There is a sense of optimism in the air as we end 2016, especially since the election. Americans appear to be cautiously upbeat about growth moving forward, and equity markets have reached all-time highs, largely on a belief that the new administration will bring needed tax and regulatory reforms and a significant infrastructure package. At the same time, there are also lingering headwinds for many manufacturers, including still-soft demand for exports, largely due to the strong U.S. dollar. Yet, there were signs of stabilization in the second half of 2016. Surveys have largely reported improved sentiment in recent months, with better demand and output data as well as modest growth.
This includes the NAM Manufacturers’ Outlook Survey, with the percentage of respondents who are positive about their own company’s performance at a nearly two-year high. Indeed, 77.8 percent of manufacturers are either somewhat or very positive about their own company’s outlook in the latest survey, up from 61.0 percent in September. This was the highest level since the March 2015 survey and ended the five-quarter streak with this headline measure being below its historical average of 73.1 percent. However, the outlook figure remains below its recent peak—achieved in December 2014—of 91.2 percent of respondents being positive.
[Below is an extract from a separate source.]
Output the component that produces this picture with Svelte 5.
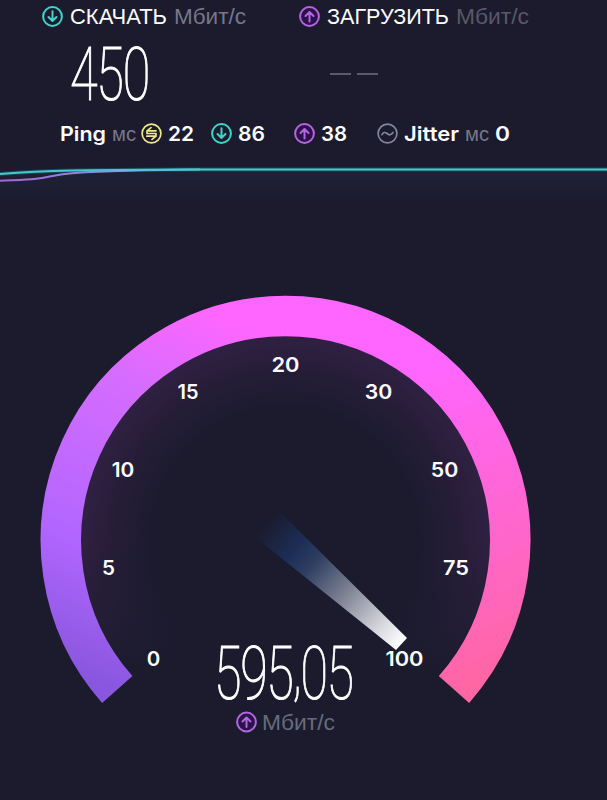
<script lang="ts">
  type IconKind = "down" | "up" | "idle" | "jitter";

  const ticks = [
    { value: "0", x: 153.5, y: 666, width: 13.5 },
    { value: "5", x: 108.5, y: 575, width: 13 },
    { value: "10", x: 123, y: 477, width: 22.5 },
    { value: "15", x: 188, y: 398.5, width: 21 },
    { value: "20", x: 285.5, y: 372, width: 28 },
    { value: "30", x: 378.5, y: 398.5, width: 27.5 },
    { value: "50", x: 444.5, y: 477, width: 27.5 },
    { value: "75", x: 456, y: 575, width: 26 },
    { value: "100", x: 404.5, y: 666, width: 38 },
  ];
</script>

{#snippet glyph(kind: IconKind)}
  <g class="icon {kind}">
    <circle cx="10.5" cy="10.5" r="9.4" />
    {#if kind === "down"}
      <path d="M10.5 5.2V15M6.5 11l4 4 4-4" />
    {:else if kind === "up"}
      <path d="M10.5 15.6V6M6.5 10l4-4 4 4" />
    {:else if kind === "idle"}
      <path d="M15 7.8H6l4-3.2M6 7.8v2.7h9v2.7l-4 3.2M15 13.2H5.8" />
    {:else}
      <path d="M5 11.7c1.3-2.6 3.1-2.8 5-1.2 2.1 1.8 4.1 1.9 6-1" />
    {/if}
  </g>
{/snippet}

{#snippet icon(kind: IconKind)}
  <svg width="21" height="21" viewBox="0 0 21 21">{@render glyph(kind)}</svg>
{/snippet}

<!-- Text stretched to a fixed width -->
{#snippet label(text: string, width: number, name: string)}
  <svg class="label" {width} height="30">
    <text class={name} x="0" y="22.5" textLength={width} lengthAdjust="spacingAndGlyphs">{text}</text>
  </svg>
{/snippet}

<main class="speedtest">
  <section class="panels">
    <div class="panel">
      <header>
        {@render icon("down")}
        {@render label("СКАЧАТЬ", 97, "title")}
        {@render label("Мбит/с", 72, "unit")}
      </header>
      <svg class="value" width="82" height="70">
        <text class="digits" transform="translate(-1 68) scale(.68 1)" textLength="118">450</text>
      </svg>
    </div>
    <div class="panel upload">
      <header>
        {@render icon("up")}
        {@render label("ЗАГРУЗИТЬ", 122, "title")}
        {@render label("Мбит/с", 73, "unit dim")}
      </header>
      <div class="dashes"><i></i><i></i></div>
    </div>
  </section>

  <section class="latency">
    <div class="metric ping">
      {@render label("Ping", 46, "strong")}
      {@render label("мс", 24, "ms")}
    </div>
    <div class="metric idle-value">
      {@render icon("idle")}
      {@render label("22", 26, "strong")}
    </div>
    <div class="metric down-value">
      {@render icon("down")}
      {@render label("86", 27, "strong")}
    </div>
    <div class="metric up-value">
      {@render icon("up")}
      {@render label("38", 26, "strong")}
    </div>
    <div class="metric jitter-value">
      {@render icon("jitter")}
      {@render label("Jitter", 55, "strong")}
      {@render label("мс", 24, "ms")}
      {@render label("0", 15, "strong")}
    </div>
  </section>

  <svg class="graph" width="607" height="60" viewBox="0 150 607 60">
    <defs>
      <linearGradient id="area" x1="0" y1="0" x2="0" y2="1">
        <stop offset="0" stop-color="#1f2136" />
        <stop offset="1" stop-color="#1b1b2d" />
      </linearGradient>
      <linearGradient id="uploadLine" gradientUnits="userSpaceOnUse" x1="0" y1="0" x2="200" y2="0">
        <stop offset="0" stop-color="#a267d4" />
        <stop offset=".4" stop-color="#9a7fe5" />
        <stop offset=".65" stop-color="#6fb0ea" />
        <stop offset="1" stop-color="#48c9ce" />
      </linearGradient>
    </defs>
    <path d="M0 174C50 170 90 170 200 169.5H607V205H0Z" fill="url(#area)" />
    <path class="line-edge" d="M0 174C50 170 90 170 200 169.5H607" />
    <path class="line" d="M0 174C50 170 90 170 200 169.5H607" />
    <path d="M0 180.8C15 180 25 179.8 36 178.7C50 177 55 174.3 75 173C110 170.6 150 170 200 169.6" fill="none" stroke="url(#uploadLine)" stroke-width="2" />
  </svg>

  <svg class="gauge" width="607" height="590" viewBox="0 210 607 590">
    <defs>
      <linearGradient id="ringLeft" gradientUnits="userSpaceOnUse" x1="117" y1="690" x2="286" y2="316">
        <stop offset="0" stop-color="#8957df" />
        <stop offset=".3" stop-color="#b266ff" />
        <stop offset=".7" stop-color="#d66cff" />
        <stop offset=".94" stop-color="#ff66ff" />
      </linearGradient>
      <linearGradient id="ringRight" gradientUnits="userSpaceOnUse" x1="286" y1="316" x2="455" y2="690">
        <stop offset=".25" stop-color="#ff66ff" />
        <stop offset=".7" stop-color="#ff66cc" />
        <stop offset="1" stop-color="#ff66a4" />
      </linearGradient>
      <radialGradient id="glow" gradientUnits="userSpaceOnUse" cx="285.5" cy="540.5" r="204">
        <stop offset=".64" stop-color="#1b1b2d" />
        <stop offset=".82" stop-color="#241d37" />
        <stop offset="1" stop-color="#302042" />
      </radialGradient>
      <linearGradient id="fade" gradientUnits="userSpaceOnUse" x1="0" y1="540" x2="0" y2="675">
        <stop offset="0" stop-color="#1b1b2d" stop-opacity="0" />
        <stop offset="1" stop-color="#1b1b2d" />
      </linearGradient>
      <linearGradient id="needle" gradientUnits="userSpaceOnUse" x1="266" y1="524" x2="402" y2="644">
        <stop offset="0" stop-color="#1c2d55" stop-opacity="0" />
        <stop offset=".2" stop-color="#1c2d55" />
        <stop offset=".34" stop-color="#2d3e61" />
        <stop offset=".6" stop-color="#838797" />
        <stop offset=".84" stop-color="#d5d5dc" />
        <stop offset="1" stop-color="#fff" />
      </linearGradient>
    </defs>

    <circle cx="285.5" cy="540.5" r="205" fill="url(#glow)" />
    <rect x="80" y="540" width="412" height="210" fill="url(#fade)" />

    <path class="ring" d="M117.3 689.5A224.6 224.6 0 0 1 286 316" stroke="url(#ringLeft)" />
    <path class="ring" d="M285.5 316A224.8 224.8 0 0 1 454 689.5" stroke="url(#ringRight)" />

    {#each ticks as tick}
      <text class="tick" x={tick.x} y={tick.y} textLength={tick.width} lengthAdjust="spacingAndGlyphs">{tick.value}</text>
    {/each}

    <path d="M280 512L407 638L396 650L255 537Z" fill="url(#needle)" />

    <text class="digits" transform="translate(214 699) scale(.68 1)" textLength="206">595<tspan dy="-6">,</tspan><tspan dy="6">05</tspan></text>
    <g transform="translate(236 711.5)">{@render glyph("up")}</g>
    <text class="unit readout" x="262" y="730" textLength="73" lengthAdjust="spacingAndGlyphs">Мбит/с</text>
  </svg>
</main>

<style>
  :global(body) {
    background: #1b1b2d;
  }

  .speedtest {
    width: 607px;
    height: 800px;
    overflow: hidden;
    background: #1b1b2d;
    font-family: "Liberation Sans", Arial, sans-serif;
  }

  svg {
    display: block;
    flex-shrink: 0;
  }

  .label,
  .value {
    overflow: visible;
  }

  .panels {
    display: grid;
    grid-template-columns: 257px 1fr;
    height: 117px;
    padding-left: 42px;
  }

  header {
    display: flex;
    align-items: center;
    gap: 7px;
    height: 32px;
  }

  .value {
    margin-left: 29px;
  }

  .dashes {
    display: flex;
    gap: 6px;
    padding: 41px 0 0 31px;
  }

  .dashes i {
    width: 21px;
    height: 2px;
    background: #5a5a6c;
  }

  .latency {
    display: flex;
    height: 32px;
    padding: 0 0 1px 60px;
  }

  .metric {
    display: flex;
    align-items: center;
    gap: 6px;
  }

  .idle-value {
    margin-left: 5px;
  }

  .down-value {
    margin-left: 17px;
  }

  .up-value {
    margin-left: 29px;
  }

  .jitter-value {
    margin-left: 30px;
  }

  .title {
    fill: #fff;
    font-size: 21.5px;
  }

  .unit {
    fill: #77778c;
    font-size: 21.5px;
  }

  .dim {
    fill: #58586a;
  }

  .readout {
    fill: #656b7e;
  }

  .ms {
    fill: #77778c;
    font-size: 20px;
  }

  .strong,
  .tick {
    fill: #fff;
    font-family: Inter, sans-serif;
    font-size: 20px;
    font-weight: 600;
  }

  .tick {
    text-anchor: middle;
  }

  .digits {
    fill: #fff;
    stroke: #fff;
    stroke-width: 1px;
    vector-effect: non-scaling-stroke;
    font-family: Roboto, sans-serif;
    font-size: 74px;
    font-weight: 100;
  }

  .icon {
    fill: none;
    stroke-width: 2;
    stroke-linecap: round;
    stroke-linejoin: round;
  }

  .down {
    stroke: #3ed5cc;
  }

  .up {
    fill: #2c1248;
    stroke: #b267e2;
  }

  .up path {
    fill: none;
  }

  .idle {
    stroke: #eee78d;
    stroke-width: 1.7;
  }

  .jitter {
    stroke: #85859a;
    stroke-width: 1.7;
  }

  .line,
  .line-edge {
    fill: none;
    stroke: #48c9ce;
    stroke-width: 2;
  }

  .line-edge {
    stroke: #174955;
    stroke-width: 4;
  }

  .ring {
    fill: none;
    stroke-width: 40.5;
  }
</style>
The answers to the question about whether the country is headed in the right direction serve as one piece of evidence that manufacturing leaders remain anxious, particularly in the aftermath of the election results. More manufacturers think the country is headed in the right direction (up from 6.8 percent to 25.7 percent), which is encouraging. However, the “unsure” response jumped significantly (up from 16.6 percent to 47.3 percent), with many of those responses moving from those who might have marked “wrong track” (down from 76.6 percent to 27.0 percent) expressing a more uncertain assessment of things. That will likely settle out in the coming months, particularly as the new administration’s plans take shape.
Manufacturers completing the latest survey anticipated 3.0 percent growth in sales over the next year, up from 1.9 percent in September. To illustrate this shift since the previous survey, the percentage feeling that sales would increase by at least 5 percent over the next 12 months grew from 26.6 percent in the third quarter to 36.2 percent in this release. In addition, capital spending and hiring plans also improved in this survey, with respondents seeing 1.3 percent and 1.0 percent growth, respectively, over the next 12 months.
Rising health insurance costs were once again cited as a top business challenge, noted by 77.5 percent of respondents. They see these costs increasing 8.0 percent over the next 12 months. Respondents also listed an unfavorable business climate as a top worry, with 71.2 percent noting it as a primary challenge, right behind health care costs. Moreover, leaders continue to note ongoing challenges with attracting and retaining a quality workforce, mentioned by 58.1 percent of survey respondents.